● What the task asks
Take from the listing each line that has the string "page".

● Data
# # # # # # #
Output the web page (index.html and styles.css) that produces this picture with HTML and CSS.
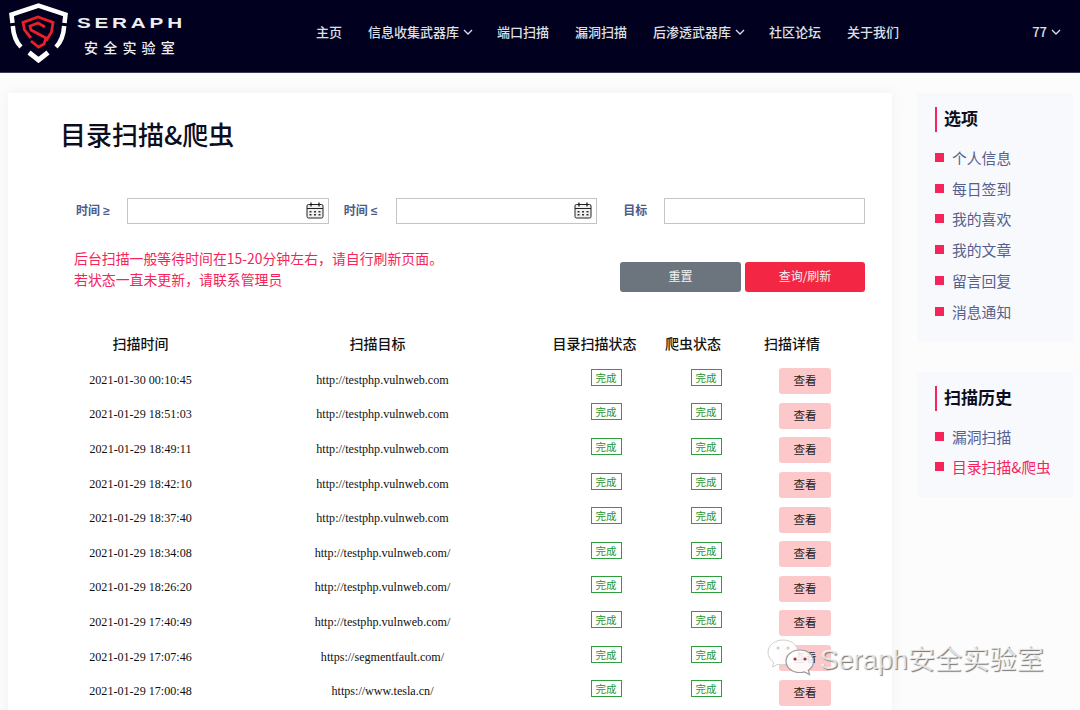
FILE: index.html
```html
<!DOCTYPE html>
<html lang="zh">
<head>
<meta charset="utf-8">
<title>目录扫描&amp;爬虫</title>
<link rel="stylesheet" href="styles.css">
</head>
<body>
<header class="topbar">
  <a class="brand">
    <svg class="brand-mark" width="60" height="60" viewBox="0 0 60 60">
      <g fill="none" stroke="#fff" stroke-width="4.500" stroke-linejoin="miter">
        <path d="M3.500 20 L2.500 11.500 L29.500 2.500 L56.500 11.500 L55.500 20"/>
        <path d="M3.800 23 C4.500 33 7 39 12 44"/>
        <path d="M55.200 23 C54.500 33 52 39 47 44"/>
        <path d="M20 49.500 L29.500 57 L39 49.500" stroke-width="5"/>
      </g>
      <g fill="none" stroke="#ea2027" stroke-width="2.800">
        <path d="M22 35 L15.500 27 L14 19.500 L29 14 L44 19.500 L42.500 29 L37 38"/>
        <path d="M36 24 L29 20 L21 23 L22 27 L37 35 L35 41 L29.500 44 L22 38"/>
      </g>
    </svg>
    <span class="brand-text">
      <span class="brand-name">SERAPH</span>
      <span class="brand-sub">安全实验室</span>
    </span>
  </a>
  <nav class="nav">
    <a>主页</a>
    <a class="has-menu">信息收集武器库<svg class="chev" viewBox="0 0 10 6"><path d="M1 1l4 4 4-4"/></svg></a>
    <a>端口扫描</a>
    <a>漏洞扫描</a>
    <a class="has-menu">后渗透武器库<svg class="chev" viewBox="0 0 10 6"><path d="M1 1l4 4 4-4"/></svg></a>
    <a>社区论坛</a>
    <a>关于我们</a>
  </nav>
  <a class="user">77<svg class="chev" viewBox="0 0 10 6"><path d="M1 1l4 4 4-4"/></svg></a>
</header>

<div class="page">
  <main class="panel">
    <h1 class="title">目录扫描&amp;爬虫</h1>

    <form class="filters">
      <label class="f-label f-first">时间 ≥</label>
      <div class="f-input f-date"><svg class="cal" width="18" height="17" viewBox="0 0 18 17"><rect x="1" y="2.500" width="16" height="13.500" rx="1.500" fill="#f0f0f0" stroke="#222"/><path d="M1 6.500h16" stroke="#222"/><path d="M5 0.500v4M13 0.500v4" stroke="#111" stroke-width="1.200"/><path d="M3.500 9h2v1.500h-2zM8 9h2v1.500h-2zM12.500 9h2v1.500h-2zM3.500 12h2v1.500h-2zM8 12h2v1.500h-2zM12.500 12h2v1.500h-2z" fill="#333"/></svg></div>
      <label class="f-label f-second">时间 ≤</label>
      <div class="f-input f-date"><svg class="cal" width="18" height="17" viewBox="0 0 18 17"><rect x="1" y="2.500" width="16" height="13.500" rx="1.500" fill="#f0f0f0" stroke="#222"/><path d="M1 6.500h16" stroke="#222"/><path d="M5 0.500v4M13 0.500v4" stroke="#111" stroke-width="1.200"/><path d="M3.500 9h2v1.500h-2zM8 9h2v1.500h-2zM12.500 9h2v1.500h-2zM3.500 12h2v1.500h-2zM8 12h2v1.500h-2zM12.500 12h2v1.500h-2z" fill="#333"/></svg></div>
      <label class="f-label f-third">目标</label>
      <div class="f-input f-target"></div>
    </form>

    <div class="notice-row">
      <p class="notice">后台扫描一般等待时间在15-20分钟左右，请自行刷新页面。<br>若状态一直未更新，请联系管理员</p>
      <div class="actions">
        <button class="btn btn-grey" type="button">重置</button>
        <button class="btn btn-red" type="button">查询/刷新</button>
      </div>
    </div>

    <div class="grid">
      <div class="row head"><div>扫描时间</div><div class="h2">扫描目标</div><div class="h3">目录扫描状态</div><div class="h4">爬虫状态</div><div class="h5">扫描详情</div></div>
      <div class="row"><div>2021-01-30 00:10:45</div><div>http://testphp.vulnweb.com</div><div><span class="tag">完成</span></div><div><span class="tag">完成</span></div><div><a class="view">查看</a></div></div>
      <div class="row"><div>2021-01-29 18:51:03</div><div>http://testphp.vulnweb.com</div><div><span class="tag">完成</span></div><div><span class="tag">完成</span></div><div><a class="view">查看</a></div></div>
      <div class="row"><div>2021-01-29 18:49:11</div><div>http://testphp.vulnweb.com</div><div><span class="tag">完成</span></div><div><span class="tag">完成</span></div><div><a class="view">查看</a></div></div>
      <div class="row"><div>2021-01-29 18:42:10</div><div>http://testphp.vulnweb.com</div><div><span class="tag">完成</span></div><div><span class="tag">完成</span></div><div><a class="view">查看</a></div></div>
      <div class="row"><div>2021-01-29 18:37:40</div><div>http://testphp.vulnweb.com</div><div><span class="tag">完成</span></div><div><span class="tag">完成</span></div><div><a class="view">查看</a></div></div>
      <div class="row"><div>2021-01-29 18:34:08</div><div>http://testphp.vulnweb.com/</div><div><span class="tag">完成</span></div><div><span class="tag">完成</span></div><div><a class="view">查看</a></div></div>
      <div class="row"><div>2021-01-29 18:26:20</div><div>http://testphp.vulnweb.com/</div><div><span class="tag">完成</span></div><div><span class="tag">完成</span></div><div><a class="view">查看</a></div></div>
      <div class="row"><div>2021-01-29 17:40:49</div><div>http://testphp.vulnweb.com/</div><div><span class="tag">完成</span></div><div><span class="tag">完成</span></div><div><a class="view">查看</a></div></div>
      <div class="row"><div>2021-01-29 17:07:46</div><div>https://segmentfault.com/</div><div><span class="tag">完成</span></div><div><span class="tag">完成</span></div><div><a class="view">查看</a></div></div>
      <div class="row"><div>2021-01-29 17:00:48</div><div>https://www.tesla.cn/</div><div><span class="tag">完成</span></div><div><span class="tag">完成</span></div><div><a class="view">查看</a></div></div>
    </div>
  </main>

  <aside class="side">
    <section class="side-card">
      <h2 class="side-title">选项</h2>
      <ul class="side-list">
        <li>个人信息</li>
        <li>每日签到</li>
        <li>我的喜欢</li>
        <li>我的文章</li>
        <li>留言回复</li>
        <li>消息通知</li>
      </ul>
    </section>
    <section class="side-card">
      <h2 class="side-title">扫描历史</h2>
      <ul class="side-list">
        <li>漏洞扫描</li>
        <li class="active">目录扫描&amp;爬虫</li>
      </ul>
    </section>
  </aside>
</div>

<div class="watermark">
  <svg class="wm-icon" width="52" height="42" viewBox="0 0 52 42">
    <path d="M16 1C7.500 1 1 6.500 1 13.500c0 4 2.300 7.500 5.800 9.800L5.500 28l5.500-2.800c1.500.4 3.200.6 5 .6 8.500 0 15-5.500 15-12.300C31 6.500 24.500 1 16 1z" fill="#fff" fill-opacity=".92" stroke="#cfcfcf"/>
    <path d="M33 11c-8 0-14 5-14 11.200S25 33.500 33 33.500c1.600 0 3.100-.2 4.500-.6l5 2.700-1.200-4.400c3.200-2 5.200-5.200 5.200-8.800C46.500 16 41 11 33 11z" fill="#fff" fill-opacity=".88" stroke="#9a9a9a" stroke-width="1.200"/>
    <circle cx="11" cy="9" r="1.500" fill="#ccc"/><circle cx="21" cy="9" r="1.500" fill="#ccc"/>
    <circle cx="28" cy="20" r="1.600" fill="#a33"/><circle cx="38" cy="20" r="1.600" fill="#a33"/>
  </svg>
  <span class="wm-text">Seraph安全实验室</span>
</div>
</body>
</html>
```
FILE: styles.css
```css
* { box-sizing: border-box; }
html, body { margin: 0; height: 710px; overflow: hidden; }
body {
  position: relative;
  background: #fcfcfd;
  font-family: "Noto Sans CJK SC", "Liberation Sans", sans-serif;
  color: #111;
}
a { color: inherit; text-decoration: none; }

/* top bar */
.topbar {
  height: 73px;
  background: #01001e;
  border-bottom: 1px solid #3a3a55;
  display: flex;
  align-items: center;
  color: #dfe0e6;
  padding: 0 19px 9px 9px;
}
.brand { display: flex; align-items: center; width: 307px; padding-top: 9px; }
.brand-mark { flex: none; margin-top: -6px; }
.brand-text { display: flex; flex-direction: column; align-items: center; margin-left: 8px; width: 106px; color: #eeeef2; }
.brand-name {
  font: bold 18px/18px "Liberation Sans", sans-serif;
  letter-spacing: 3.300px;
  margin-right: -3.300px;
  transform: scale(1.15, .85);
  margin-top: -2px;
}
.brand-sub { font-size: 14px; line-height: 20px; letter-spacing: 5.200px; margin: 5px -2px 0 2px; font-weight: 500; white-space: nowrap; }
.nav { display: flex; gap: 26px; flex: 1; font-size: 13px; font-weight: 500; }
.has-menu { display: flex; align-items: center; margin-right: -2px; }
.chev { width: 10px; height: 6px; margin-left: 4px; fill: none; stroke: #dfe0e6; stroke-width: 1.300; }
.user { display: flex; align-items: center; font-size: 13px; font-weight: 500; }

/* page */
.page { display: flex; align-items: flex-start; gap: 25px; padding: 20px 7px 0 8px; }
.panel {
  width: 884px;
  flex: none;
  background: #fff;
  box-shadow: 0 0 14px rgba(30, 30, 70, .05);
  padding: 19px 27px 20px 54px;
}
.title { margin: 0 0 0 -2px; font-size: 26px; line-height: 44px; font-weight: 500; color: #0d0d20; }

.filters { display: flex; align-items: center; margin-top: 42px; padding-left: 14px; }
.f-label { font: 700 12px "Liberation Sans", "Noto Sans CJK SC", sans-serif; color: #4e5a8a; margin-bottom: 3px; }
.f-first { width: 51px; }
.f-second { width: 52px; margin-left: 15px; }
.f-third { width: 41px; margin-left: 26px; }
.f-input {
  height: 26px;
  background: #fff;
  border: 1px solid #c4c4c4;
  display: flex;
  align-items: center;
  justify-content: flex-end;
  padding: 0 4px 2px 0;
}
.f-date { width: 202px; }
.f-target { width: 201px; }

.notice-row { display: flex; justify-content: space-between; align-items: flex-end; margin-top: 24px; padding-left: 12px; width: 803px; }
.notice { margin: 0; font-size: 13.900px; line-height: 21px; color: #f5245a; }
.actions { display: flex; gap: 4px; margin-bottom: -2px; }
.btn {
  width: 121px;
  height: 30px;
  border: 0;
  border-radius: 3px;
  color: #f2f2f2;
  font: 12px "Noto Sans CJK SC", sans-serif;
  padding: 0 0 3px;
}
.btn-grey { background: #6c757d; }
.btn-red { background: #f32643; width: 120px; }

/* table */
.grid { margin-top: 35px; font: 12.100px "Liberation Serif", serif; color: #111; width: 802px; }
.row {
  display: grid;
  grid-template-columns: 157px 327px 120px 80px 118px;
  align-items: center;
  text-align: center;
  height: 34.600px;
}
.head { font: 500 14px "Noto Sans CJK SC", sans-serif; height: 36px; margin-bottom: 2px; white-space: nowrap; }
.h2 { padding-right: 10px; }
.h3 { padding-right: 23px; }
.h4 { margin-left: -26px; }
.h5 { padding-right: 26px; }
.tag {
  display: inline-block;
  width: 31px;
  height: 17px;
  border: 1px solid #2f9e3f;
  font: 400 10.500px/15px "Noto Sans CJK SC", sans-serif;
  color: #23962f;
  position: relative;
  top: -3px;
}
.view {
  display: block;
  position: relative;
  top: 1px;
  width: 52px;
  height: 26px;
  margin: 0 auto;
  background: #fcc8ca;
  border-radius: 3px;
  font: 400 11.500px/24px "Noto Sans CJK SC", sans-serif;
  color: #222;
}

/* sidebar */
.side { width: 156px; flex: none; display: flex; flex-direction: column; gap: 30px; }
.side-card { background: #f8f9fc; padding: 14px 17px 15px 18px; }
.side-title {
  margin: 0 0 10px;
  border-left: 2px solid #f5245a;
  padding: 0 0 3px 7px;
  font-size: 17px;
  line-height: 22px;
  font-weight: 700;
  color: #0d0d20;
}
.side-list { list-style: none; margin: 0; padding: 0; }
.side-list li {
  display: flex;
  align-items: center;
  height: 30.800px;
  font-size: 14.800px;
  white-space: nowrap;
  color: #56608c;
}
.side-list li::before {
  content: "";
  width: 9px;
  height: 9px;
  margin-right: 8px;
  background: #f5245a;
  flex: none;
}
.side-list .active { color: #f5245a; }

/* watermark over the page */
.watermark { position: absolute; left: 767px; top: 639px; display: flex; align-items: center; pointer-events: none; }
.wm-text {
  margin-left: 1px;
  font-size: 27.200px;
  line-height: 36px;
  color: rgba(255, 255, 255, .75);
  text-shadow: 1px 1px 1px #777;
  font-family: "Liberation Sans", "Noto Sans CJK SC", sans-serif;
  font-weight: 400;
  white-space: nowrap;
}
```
# # # # # # #
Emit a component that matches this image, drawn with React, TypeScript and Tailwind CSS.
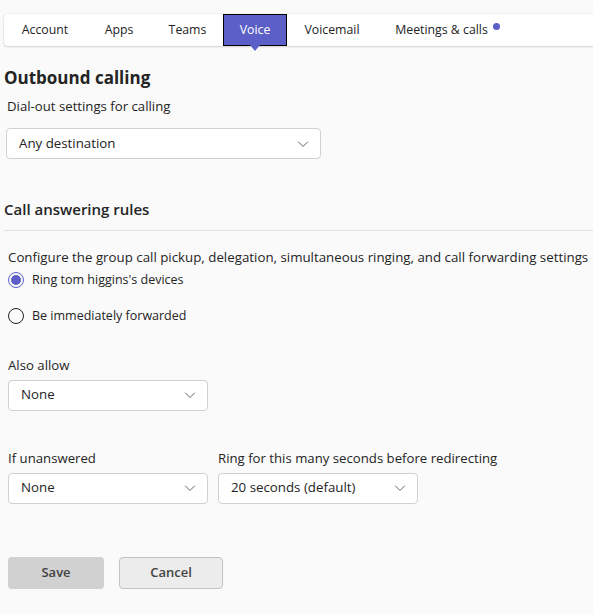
# # # # # # #
● Output for this task
Output the web page (index.html and styles.css) that produces this picture with HTML and CSS.
<div class="page">
/* page */
.page { display: flex; align-items: flex-start; gap: 25px; padding: 20px 7px 0 8px; }
/* watermark over the page */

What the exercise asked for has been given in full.